Task: Repeat the full listing below verbatim and keep the images out.

<<<<

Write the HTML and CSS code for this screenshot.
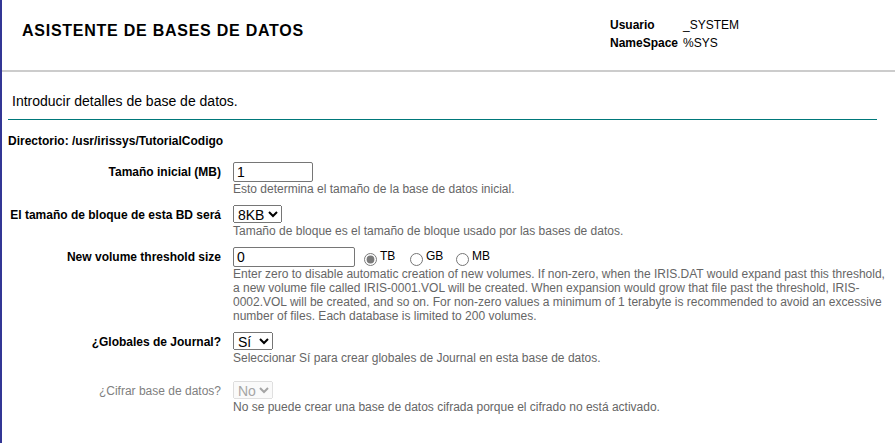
FILE: index.html
```html
<!DOCTYPE html>
<html lang="es">
<head>
    <meta charset="UTF-8">
    <title>Asistente de bases de datos</title>
    <link rel="stylesheet" href="styles.css">
</head>
<body>
    <div class="page">
        <div class="header">
            <div class="title">ASISTENTE DE BASES DE DATOS</div>
            <table class="info">
                <tr><td class="info-label">Usuario</td><td>_SYSTEM</td></tr>
                <tr><td class="info-label">NameSpace</td><td>%SYS</td></tr>
            </table>
        </div>

        <div class="content">
            <div class="intro">Introducir detalles de base de datos.</div>
            <div class="directory">Directorio: /usr/irissys/TutorialCodigo</div>

            <table class="form">
                <tr>
                    <td class="label">Tamaño inicial (MB)</td>
                    <td class="field">
                        <input type="text" class="size-input" value="1">
                        <div class="help">Esto determina el tamaño de la base de datos inicial.</div>
                    </td>
                </tr>
                <tr>
                    <td class="label">El tamaño de bloque de esta BD será</td>
                    <td class="field">
                        <select><option>8KB</option></select>
                        <div class="help">Tamaño de bloque es el tamaño de bloque usado por las bases de datos.</div>
                    </td>
                </tr>
                <tr>
                    <td class="label">New volume threshold size</td>
                    <td class="field">
                        <div class="threshold">
                            <input type="text" class="threshold-input" value="0">
                            <label class="unit"><input type="radio" name="unit" checked>TB</label>
                            <label class="unit"><input type="radio" name="unit">GB</label>
                            <label class="unit"><input type="radio" name="unit">MB</label>
                        </div>
                        <div class="help">Enter zero to disable automatic creation of new volumes. If non-zero, when the IRIS.DAT would expand past this threshold, a new volume file called IRIS-0001.VOL will be created. When expansion would grow that file past the threshold, IRIS-0002.VOL will be created, and so on. For non-zero values a minimum of 1 terabyte is recommended to avoid an excessive number of files. Each database is limited to 200 volumes.</div>
                    </td>
                </tr>
                <tr>
                    <td class="label">¿Globales de Journal?</td>
                    <td class="field">
                        <select><option>Sí</option><option>No</option></select>
                        <div class="help">Seleccionar Sí para crear globales de Journal en esta base de datos.</div>
                    </td>
                </tr>
                <tr class="spaced">
                    <td class="label disabled">¿Cifrar base de datos?</td>
                    <td class="field">
                        <select disabled><option>No</option></select>
                        <div class="help">No se puede crear una base de datos cifrada porque el cifrado no está activado.</div>
                    </td>
                </tr>
            </table>
        </div>
    </div>
</body>
</html>
```

FILE: styles.css
```css
html, body {
    margin: 0;
    padding: 0;
    height: 100%;
}

body {
    font-family: "Liberation Sans", Arial, sans-serif;
    font-size: 12px;
    color: #000;
    background: #fff;
}

.page {
    min-height: 100%;
    border-left: 2px solid #333695;
    box-sizing: border-box;
}

.header {
    display: flex;
    align-items: flex-start;
    height: 70px;
    border-bottom: 2px solid #cccccc;
}

.title {
    margin: 22px 0 0 20px;
    font-size: 16px;
    font-weight: bold;
    letter-spacing: 0.75px;
    width: 588px;
}

.info {
    margin-top: 16px;
    border-collapse: collapse;
    font-size: 12px;
}

.info td {
    padding: 0 2px 0 0;
    line-height: 18px;
}

.info-label {
    font-weight: bold;
    width: 71px;
}

.content {
    padding: 0 0 0 6px;
}

.intro {
    font-size: 14px;
    margin-right: 18px;
    padding: 21px 0 10px 4px;
    border-bottom: 1px solid #00787a;
}

.directory {
    font-weight: bold;
    margin: 14px 0 0 0;
}

.form {
    border-collapse: collapse;
    margin-top: 5px;
}

.form td {
    vertical-align: top;
    padding: 9px 0 0 0;
}

.form .spaced td {
    padding-top: 16px;
}

.form td.label {
    width: 213px;
    text-align: right;
    font-weight: bold;
    padding-right: 12px;
    padding-top: 12px;
    white-space: nowrap;
}

.form .spaced td.label {
    padding-top: 19px;
}

.form td.label.disabled {
    font-weight: normal;
    color: #808080;
}

input[type="text"], select {
    font-family: "Liberation Sans", Arial, sans-serif;
    font-size: 14px;
    margin: 0;
}

input[type="text"] {
    height: 20px;
    box-sizing: border-box;
    padding: 1px 3px;
    border: 1px solid #767676;
    border-radius: 2px;
}

.size-input {
    width: 80px;
}

.threshold-input {
    width: 122px;
    margin-right: 9px !important;
}

select {
    height: 18px;
    padding: 0;
    margin-bottom: 1px;
}

.threshold {
    display: flex;
    align-items: center;
    height: 20px;
}

.unit {
    font-size: 12px;
    width: 46px;
    display: inline-flex;
    align-items: flex-start;
}

.unit input {
    margin: 4px 3px 0 0;
    accent-color: #7a7a7a;
}

.help {
    color: #666666;
    font-size: 12px;
    line-height: 14px;
    width: 656px;
}
```
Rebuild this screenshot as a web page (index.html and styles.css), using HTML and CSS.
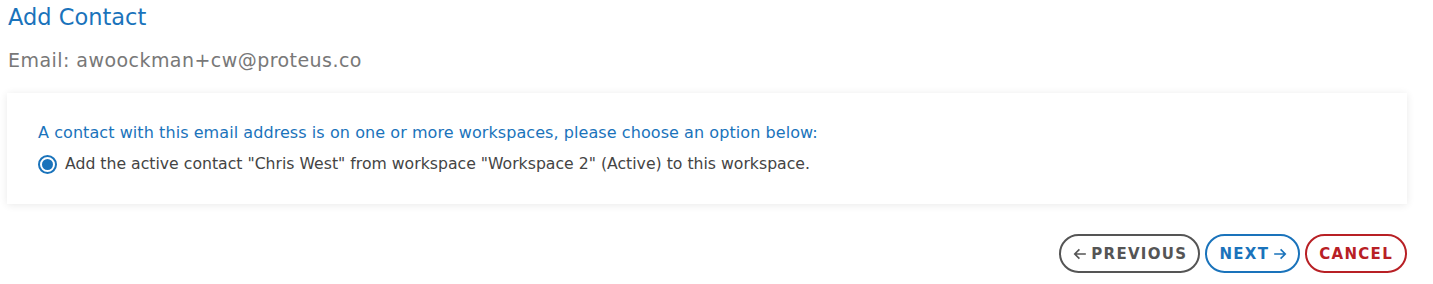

>>>>

Exercise solution:
Write the HTML and CSS code for this screenshot.
FILE: index.html
```html
<!DOCTYPE html>
<html lang="es">
<head>
    <meta charset="UTF-8">
    <title>Asistente de bases de datos</title>
    <link rel="stylesheet" href="styles.css">
</head>
<body>
    <div class="page">
        <div class="header">
            <div class="title">ASISTENTE DE BASES DE DATOS</div>
            <table class="info">
                <tr><td class="info-label">Usuario</td><td>_SYSTEM</td></tr>
                <tr><td class="info-label">NameSpace</td><td>%SYS</td></tr>
            </table>
        </div>

        <div class="content">
            <div class="intro">Introducir detalles de base de datos.</div>
            <div class="directory">Directorio: /usr/irissys/TutorialCodigo</div>

            <table class="form">
                <tr>
                    <td class="label">Tamaño inicial (MB)</td>
                    <td class="field">
                        <input type="text" class="size-input" value="1">
                        <div class="help">Esto determina el tamaño de la base de datos inicial.</div>
                    </td>
                </tr>
                <tr>
                    <td class="label">El tamaño de bloque de esta BD será</td>
                    <td class="field">
                        <select><option>8KB</option></select>
                        <div class="help">Tamaño de bloque es el tamaño de bloque usado por las bases de datos.</div>
                    </td>
                </tr>
                <tr>
                    <td class="label">New volume threshold size</td>
                    <td class="field">
                        <div class="threshold">
                            <input type="text" class="threshold-input" value="0">
                            <label class="unit"><input type="radio" name="unit" checked>TB</label>
                            <label class="unit"><input type="radio" name="unit">GB</label>
                            <label class="unit"><input type="radio" name="unit">MB</label>
                        </div>
                        <div class="help">Enter zero to disable automatic creation of new volumes. If non-zero, when the IRIS.DAT would expand past this threshold, a new volume file called IRIS-0001.VOL will be created. When expansion would grow that file past the threshold, IRIS-0002.VOL will be created, and so on. For non-zero values a minimum of 1 terabyte is recommended to avoid an excessive number of files. Each database is limited to 200 volumes.</div>
                    </td>
                </tr>
                <tr>
                    <td class="label">¿Globales de Journal?</td>
                    <td class="field">
                        <select><option>Sí</option><option>No</option></select>
                        <div class="help">Seleccionar Sí para crear globales de Journal en esta base de datos.</div>
                    </td>
                </tr>
                <tr class="spaced">
                    <td class="label disabled">¿Cifrar base de datos?</td>
                    <td class="field">
                        <select disabled><option>No</option></select>
                        <div class="help">No se puede crear una base de datos cifrada porque el cifrado no está activado.</div>
                    </td>
                </tr>
            </table>
        </div>
    </div>
</body>
</html>
```

FILE: styles.css
```css
html, body {
    margin: 0;
    padding: 0;
    height: 100%;
}

body {
    font-family: "Liberation Sans", Arial, sans-serif;
    font-size: 12px;
    color: #000;
    background: #fff;
}

.page {
    min-height: 100%;
    border-left: 2px solid #333695;
    box-sizing: border-box;
}

.header {
    display: flex;
    align-items: flex-start;
    height: 70px;
    border-bottom: 2px solid #cccccc;
}

.title {
    margin: 22px 0 0 20px;
    font-size: 16px;
    font-weight: bold;
    letter-spacing: 0.75px;
    width: 588px;
}

.info {
    margin-top: 16px;
    border-collapse: collapse;
    font-size: 12px;
}

.info td {
    padding: 0 2px 0 0;
    line-height: 18px;
}

.info-label {
    font-weight: bold;
    width: 71px;
}

.content {
    padding: 0 0 0 6px;
}

.intro {
    font-size: 14px;
    margin-right: 18px;
    padding: 21px 0 10px 4px;
    border-bottom: 1px solid #00787a;
}

.directory {
    font-weight: bold;
    margin: 14px 0 0 0;
}

.form {
    border-collapse: collapse;
    margin-top: 5px;
}

.form td {
    vertical-align: top;
    padding: 9px 0 0 0;
}

.form .spaced td {
    padding-top: 16px;
}

.form td.label {
    width: 213px;
    text-align: right;
    font-weight: bold;
    padding-right: 12px;
    padding-top: 12px;
    white-space: nowrap;
}

.form .spaced td.label {
    padding-top: 19px;
}

.form td.label.disabled {
    font-weight: normal;
    color: #808080;
}

input[type="text"], select {
    font-family: "Liberation Sans", Arial, sans-serif;
    font-size: 14px;
    margin: 0;
}

input[type="text"] {
    height: 20px;
    box-sizing: border-box;
    padding: 1px 3px;
    border: 1px solid #767676;
    border-radius: 2px;
}

.size-input {
    width: 80px;
}

.threshold-input {
    width: 122px;
    margin-right: 9px !important;
}

select {
    height: 18px;
    padding: 0;
    margin-bottom: 1px;
}

.threshold {
    display: flex;
    align-items: center;
    height: 20px;
}

.unit {
    font-size: 12px;
    width: 46px;
    display: inline-flex;
    align-items: flex-start;
}

.unit input {
    margin: 4px 3px 0 0;
    accent-color: #7a7a7a;
}

.help {
    color: #666666;
    font-size: 12px;
    line-height: 14px;
    width: 656px;
}
```
Rebuild this screenshot as a web page (index.html and styles.css), using HTML and CSS.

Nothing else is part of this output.